Jueves, 12 de abril de 2018
La Boca al alma
Apuntes como éste se acentúan al volver a la calle donde los pasea-perros se multiplican en décimas. Asoman acá, allá, tirando con fuerza de las manadas de canes que casi les llevan en volandas. ¿Existe algo más típico bonaerense por debajo de tango y Maradona? También aparentan altanería los dueños más humildes que lucen el suyo, sin poder económico para alquilar un pasea-perros, porque por instantes pasajeros da la sensación de que la tristeza se ha apoderado de los porteños y solo a base de lametones de chucho podrán recuperar la ilusión. Que se adoran mutuamente es palpable nada más ver la gordura de éstos junto a la mueca de sonrisa de los que llevan la rienda. En Colonia del Sacramento, Uruguay, los canes andaban a su rollo entre las mesas de los restaurantes, libres y lozanos. Pensándolo por un instante, si me he de reencarnar en animal ajeno a lo humano, que sea al este del río de La Plata. Será que nunca comprendí a un perro amarrado a un cabo, solo sueltos tal que los perros de Ina por los campos de Mecerreyes, al rebufo de un olor salvaje y violento que se filtra tras robles, encinas y enebros.
Es innegable que Argentina se ha convertido en un país caro… para algunas cosas. Otras, no obstante, siguen siendo ridículas de baratas. Ejemplo claro, el transporte en metro y bus urbano. Que un plato de comida cueste doce o quince euros, casi cinco un café con bizcocho y cuatro medio litro de cerveza, son guarismos de Europa; pero que el metro cueste siete pesos y medio, algo más de treinta céntimos de euro, y el bus nueve, poco más, suena a chollo mundial. Y mucho más cuando entiendes que Buenos Aires, con su factura cuadriculada, es horrorosa para caminar porque cada cien metros tienes un cruce, un semáforo, otro cruce, otro semáforo. Entonces bajas al subsuelo o te paras en la primera marquesina y en un periquete lo más granado de la capital se presenta a tus ojos, al fondo el obelisco, a su izquierda la Plaza de Mayo.

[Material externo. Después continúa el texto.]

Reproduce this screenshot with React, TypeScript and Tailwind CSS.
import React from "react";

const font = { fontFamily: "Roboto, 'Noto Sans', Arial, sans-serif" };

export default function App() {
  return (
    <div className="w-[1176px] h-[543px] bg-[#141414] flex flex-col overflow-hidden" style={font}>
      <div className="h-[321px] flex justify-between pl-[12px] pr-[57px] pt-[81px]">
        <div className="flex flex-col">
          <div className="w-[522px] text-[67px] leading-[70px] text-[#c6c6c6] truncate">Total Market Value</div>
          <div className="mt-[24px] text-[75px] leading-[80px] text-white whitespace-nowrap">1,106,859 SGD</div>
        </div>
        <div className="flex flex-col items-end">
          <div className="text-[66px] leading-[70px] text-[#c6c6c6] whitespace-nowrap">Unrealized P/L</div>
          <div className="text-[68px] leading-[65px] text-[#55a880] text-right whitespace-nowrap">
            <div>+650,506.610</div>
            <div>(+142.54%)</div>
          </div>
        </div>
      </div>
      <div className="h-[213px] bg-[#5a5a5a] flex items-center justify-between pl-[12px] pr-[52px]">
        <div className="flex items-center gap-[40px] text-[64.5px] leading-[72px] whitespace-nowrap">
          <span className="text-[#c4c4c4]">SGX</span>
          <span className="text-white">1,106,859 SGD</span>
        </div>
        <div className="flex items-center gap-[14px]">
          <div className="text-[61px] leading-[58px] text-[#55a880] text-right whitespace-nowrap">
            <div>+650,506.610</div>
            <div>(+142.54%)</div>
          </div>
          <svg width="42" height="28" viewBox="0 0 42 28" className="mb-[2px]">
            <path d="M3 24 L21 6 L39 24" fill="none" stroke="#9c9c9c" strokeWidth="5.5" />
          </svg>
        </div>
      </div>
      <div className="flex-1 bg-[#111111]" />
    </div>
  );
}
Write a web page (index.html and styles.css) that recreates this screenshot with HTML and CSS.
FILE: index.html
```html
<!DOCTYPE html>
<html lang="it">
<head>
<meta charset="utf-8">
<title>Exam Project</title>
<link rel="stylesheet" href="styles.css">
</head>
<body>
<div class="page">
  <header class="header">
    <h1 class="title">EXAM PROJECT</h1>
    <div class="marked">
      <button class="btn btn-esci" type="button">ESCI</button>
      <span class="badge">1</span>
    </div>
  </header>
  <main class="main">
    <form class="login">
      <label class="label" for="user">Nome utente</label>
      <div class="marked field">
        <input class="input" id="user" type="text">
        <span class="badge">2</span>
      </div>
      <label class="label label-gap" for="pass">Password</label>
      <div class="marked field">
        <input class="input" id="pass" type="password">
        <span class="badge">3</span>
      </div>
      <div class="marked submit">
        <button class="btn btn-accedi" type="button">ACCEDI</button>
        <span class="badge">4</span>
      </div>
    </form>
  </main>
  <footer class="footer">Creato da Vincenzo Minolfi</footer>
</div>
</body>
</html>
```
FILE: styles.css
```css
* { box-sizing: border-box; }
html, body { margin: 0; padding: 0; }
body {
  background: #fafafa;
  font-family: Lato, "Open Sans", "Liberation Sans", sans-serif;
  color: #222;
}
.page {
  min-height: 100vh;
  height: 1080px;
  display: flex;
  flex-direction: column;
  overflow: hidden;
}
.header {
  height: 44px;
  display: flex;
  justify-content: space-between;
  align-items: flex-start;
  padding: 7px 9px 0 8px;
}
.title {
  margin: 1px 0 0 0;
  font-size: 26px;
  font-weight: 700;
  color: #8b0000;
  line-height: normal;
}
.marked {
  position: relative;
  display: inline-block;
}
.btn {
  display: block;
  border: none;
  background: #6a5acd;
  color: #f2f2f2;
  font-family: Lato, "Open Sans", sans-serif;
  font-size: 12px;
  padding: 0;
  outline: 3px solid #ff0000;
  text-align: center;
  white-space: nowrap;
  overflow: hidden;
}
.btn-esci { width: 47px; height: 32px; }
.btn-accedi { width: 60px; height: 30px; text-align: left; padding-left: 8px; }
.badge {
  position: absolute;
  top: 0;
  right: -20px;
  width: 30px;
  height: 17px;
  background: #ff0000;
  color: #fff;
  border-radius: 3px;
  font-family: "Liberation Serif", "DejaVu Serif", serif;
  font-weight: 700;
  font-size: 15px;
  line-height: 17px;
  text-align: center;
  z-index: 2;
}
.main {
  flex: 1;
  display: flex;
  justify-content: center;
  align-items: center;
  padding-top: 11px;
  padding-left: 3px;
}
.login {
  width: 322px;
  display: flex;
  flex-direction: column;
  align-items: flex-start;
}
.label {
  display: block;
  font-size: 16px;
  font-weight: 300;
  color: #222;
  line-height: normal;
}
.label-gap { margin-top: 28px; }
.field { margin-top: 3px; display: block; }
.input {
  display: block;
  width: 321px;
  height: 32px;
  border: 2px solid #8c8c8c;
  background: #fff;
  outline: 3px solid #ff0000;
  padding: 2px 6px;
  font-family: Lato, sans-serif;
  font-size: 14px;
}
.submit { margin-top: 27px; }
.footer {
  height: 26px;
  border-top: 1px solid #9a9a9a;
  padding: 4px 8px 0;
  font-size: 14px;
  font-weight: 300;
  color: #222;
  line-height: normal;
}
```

Como breves se definen los hitos turísticos del lugar. ¿Hermosos, apetecibles? Ya lo susurraba el otro: si no puedes hablar bien de algo o alguien, mejor guardar silencio. Hay un obelisco, una catedral que parece camuflada de ministerio de supón qué ramo que es lo de menos, un teatro magnífico desde fuera, un edificio bancario que tal y una casa de color rosado. Prescindible todo, sin duda. ¿Y el resto? El resto es el París de América. Así de claro. Buenos Aires vale un potosí por lo que nunca encontrarás en páginas de turismo comercial. Cualquier esquina anónima de entre Puerto Madero a Palermo, de Recoleta a San Telmo, te tendrá como un idiota embobado admirando edificios de factura impecable. Si una ciudad vale lo que sus fachadas, yo me quedo aquí a morir. Pero si de súbito necesitas más madera o simplemente recuerdas que eres de Alza, además de llevar en herencia la sangre guileta de tu madre, resulta inevitable notar cómo el contacto humano con gente humilde no se compara con mármol de Carrara. Y entonces el único recurso consiste en girar la brújula para bajarte al sur.
Tan fácil es Buenos Aires en transporte público que, como apetece caminar, nos vamos en metro a la Plaza de la Constitución para deshacer, al cobijo de sombras, la distancia hasta La Boca. Husmeas por ahí, por allá, y acabas en un lugar insospechado donde se aprende que esta ciudad, este país, es un sortilegio que te conquista justo por aquí, por la boca, a medias entre charla encendida y deliciosa carne trémula. Hoy, igual que ayer, el entremés superó al plato principal, y ha sido un placer escuchar (todos sabemos que con los argentinos/as se escucha más que se habla) a un matrimonio xeneize, parido y criado en La Boca, sus confesiones de política o hasta de los conventillos ya extintos y, mejor aún, hacerlo devorando una carne deliciosa y un postre casero de flan con dulce de leche. ¿Por qué regresar a tal o cual destino? Por volver a vivir esto. Solo por eso.
Dos horas después La Boca nos ha regalado amigos, besos y abrazos al abrigo de una paleta que oscila del amarillo al azul. Chisporrotean de ella mil tonalidades alegres revestidas en fachadas a lo largo de los ochenta metros que suma la calle Caminito. Nuestros anfitriones quedaron a un kilómetro o año luz sideral de esta pantomima, de estas fotos veladas por la inconsistencia turística, pero su luz ilumina un país que, después de dormir, nos verá en Patagonia, a dos mil quinientos kilómetros de un París de postal al otro lado del Atlántico, de un regalado calor humano, llorado y reído, que nunca encontrará pincel entre Caminito y La Bombonera pero sí unas centenas de metros más allá.